Mas, na decisão de segunda-feira, a juíza Gee afirmou que “as evidências apresentadas pelos autores indicam que, segundo estudos acadêmicos, ‘a maioria dos trabalhadores não valoriza a flexibilidade de expediente’ e apenas uma ‘parcela substancial’ – por inferência, menos que a maioria – ‘está disposta a desistir de uma grande parte de seus ganhos para evitar a discrição do empregador no estabelecimento de horários’”. Gee acrescentou que “dos 395.000 ou mais motoristas da Uber e/ou Postmates, uma maioria pode ser favorável – ou pelo menos neutra – à aplicação da AB5 à sua classificação de trabalho.
A Uber, naturalmente, está levando as coisas de uma forma bastante difícil. “Os legisladores estaduais tiveram a oportunidade de expandir os benefícios para centenas de milhares de trabalhadores independentes na Califórnia, um passo que a Uber tem defendido e que outros estados já deram.

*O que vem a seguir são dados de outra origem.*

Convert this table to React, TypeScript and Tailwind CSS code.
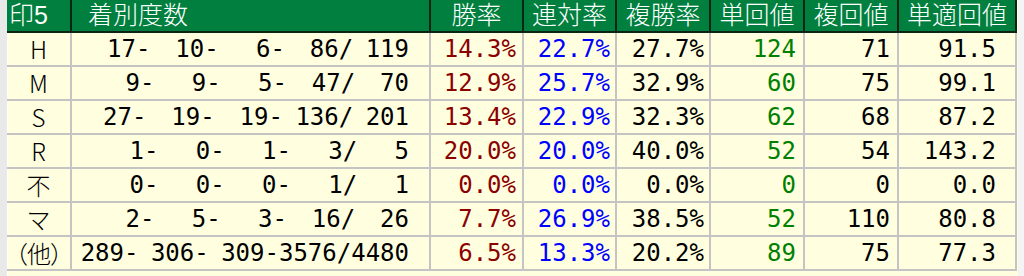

Em vez disso, eles aprovaram a AB5 usando um processo tendencioso e abertamente político que ignorou as vozes dos trabalhadores mais afetados pela lei e concedeu tratamento preferencial a um grupo arbitrário de indústrias”, escreveu um porta-voz da Uber. “Estamos nos unindo a um grupo crescente de empresas e indivíduos para garantir que todos os trabalhadores sejam igualmente protegidos pela lei e possam escolher livremente a maneira como desejam trabalhar”.
Até agora, Uber, Lyft, Postmates e outros ajudaram a financiar grupos afiliados, como as coalizões Sou Independente e Protegemos Motoristas e Serviços baseados em Aplicativos. Além de organizar contra-protestos e pagar pela retaliação da mídia, as empresas pretendem desafiar a AB5 por meio de uma votação estadual em novembro deste ano, que eles esperam que revogue a lei completamente.
O Postmates considerou a decisão uma “decepção” e enfatizou que tem a opção de apelar. Em uma declaração, a empresa acrescentou: “Como testemunhado por caminhoneiros, jornalistas freelancers e inúmeras outras ocupações, a AB5 está prejudicando os trabalhadores em toda a economia, e o Postmates permanece comprometido com a modernização da classificação e proteção dos trabalhadores e vê nossa conversa com eleitores, nossa conversa legal com motoristas e nosso alcance contínuo a todos stakeholders como peças críticas para uma solução duradoura, pró-trabalhador e pró-inovação, que preserve a flexibilidade e a autonomia dos trabalhadores da Califórnia e, ao mesmo tempo, traga benefícios significativos”.
“É errado ter milhares de motoristas nas ruas todos os dias que não têm dinheiro para procurar um médico ou colocar comida na mesa”, escreveu Shona Clarkson, organizadora do Gig Workers Rising. “Estamos pedindo a nossas agências de execução para forçar a Uber a obedecer à lei. Os motoristas não vão parar de se organizar até obterem salários, benefícios e uma voz no trabalho”.